| BRIEF |
Copy all lines in which the word "this" can be found.

| MATERIAL PROVIDED |
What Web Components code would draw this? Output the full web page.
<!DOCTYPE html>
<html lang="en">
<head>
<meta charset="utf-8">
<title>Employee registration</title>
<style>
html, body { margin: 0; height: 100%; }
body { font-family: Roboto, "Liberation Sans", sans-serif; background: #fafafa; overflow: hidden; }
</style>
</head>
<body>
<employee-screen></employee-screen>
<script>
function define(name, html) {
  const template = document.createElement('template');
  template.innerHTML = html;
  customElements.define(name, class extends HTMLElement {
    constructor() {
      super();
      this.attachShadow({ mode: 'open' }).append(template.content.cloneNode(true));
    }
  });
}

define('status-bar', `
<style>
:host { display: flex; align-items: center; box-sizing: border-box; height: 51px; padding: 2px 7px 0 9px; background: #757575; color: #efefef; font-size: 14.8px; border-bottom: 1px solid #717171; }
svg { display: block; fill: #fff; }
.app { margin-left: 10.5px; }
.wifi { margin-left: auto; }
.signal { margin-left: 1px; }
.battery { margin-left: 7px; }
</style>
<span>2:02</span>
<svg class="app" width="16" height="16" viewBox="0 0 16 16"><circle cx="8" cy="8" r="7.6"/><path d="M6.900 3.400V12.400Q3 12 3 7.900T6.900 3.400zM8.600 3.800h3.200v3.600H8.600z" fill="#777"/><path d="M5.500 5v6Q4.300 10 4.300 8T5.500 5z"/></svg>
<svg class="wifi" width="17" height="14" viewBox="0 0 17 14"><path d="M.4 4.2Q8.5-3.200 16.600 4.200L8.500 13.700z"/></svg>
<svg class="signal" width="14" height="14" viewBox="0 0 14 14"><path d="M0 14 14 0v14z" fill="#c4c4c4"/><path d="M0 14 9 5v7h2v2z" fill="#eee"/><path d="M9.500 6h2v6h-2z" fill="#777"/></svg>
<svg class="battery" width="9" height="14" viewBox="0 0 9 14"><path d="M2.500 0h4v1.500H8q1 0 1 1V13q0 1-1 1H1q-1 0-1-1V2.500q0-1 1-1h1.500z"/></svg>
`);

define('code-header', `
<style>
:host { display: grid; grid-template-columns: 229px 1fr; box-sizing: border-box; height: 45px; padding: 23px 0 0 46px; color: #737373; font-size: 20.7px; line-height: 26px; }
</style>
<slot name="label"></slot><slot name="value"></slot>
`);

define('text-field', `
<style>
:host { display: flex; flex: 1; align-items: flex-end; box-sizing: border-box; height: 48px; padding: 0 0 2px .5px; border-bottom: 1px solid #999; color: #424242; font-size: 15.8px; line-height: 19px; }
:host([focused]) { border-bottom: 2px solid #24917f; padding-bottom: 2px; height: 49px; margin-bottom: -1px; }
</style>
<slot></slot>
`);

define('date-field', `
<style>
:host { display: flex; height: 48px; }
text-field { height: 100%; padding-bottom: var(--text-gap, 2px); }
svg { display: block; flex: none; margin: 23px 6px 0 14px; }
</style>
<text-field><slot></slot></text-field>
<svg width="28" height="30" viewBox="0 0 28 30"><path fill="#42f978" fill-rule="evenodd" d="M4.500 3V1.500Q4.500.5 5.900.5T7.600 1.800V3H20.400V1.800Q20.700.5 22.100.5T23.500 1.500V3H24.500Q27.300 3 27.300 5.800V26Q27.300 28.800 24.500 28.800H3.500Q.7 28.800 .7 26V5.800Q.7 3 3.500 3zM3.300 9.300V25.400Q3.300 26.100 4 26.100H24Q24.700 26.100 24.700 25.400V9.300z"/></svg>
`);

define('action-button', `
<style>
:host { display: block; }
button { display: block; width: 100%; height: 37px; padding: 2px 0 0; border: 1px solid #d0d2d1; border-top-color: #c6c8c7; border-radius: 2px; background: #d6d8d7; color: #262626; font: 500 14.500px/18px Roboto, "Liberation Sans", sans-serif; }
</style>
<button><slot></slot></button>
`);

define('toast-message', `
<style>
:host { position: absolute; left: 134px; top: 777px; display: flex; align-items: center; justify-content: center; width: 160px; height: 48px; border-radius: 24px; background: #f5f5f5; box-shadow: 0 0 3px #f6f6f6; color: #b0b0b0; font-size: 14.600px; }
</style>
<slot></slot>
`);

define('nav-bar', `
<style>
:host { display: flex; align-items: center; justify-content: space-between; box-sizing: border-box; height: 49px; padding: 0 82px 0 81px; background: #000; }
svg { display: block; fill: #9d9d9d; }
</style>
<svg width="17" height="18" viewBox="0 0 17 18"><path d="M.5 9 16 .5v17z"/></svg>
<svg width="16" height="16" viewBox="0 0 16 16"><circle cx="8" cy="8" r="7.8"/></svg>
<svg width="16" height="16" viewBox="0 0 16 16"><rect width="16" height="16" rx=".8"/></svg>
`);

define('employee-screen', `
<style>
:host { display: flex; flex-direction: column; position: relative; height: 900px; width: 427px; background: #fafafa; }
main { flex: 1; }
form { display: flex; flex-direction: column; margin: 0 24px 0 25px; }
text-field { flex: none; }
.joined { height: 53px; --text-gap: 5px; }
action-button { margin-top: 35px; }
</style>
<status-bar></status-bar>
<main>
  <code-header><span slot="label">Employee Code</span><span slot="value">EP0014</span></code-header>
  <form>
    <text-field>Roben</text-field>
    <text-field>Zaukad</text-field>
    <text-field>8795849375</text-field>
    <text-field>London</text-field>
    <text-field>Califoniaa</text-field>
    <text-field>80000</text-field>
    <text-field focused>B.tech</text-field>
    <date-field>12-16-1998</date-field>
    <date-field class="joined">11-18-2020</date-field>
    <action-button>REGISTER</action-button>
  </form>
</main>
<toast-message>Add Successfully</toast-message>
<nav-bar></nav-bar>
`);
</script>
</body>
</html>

| EXPECTED OUTPUT |
What Web Components code would draw this? Output the full web page.
      this.attachShadow({ mode: 'open' }).append(template.content.cloneNode(true));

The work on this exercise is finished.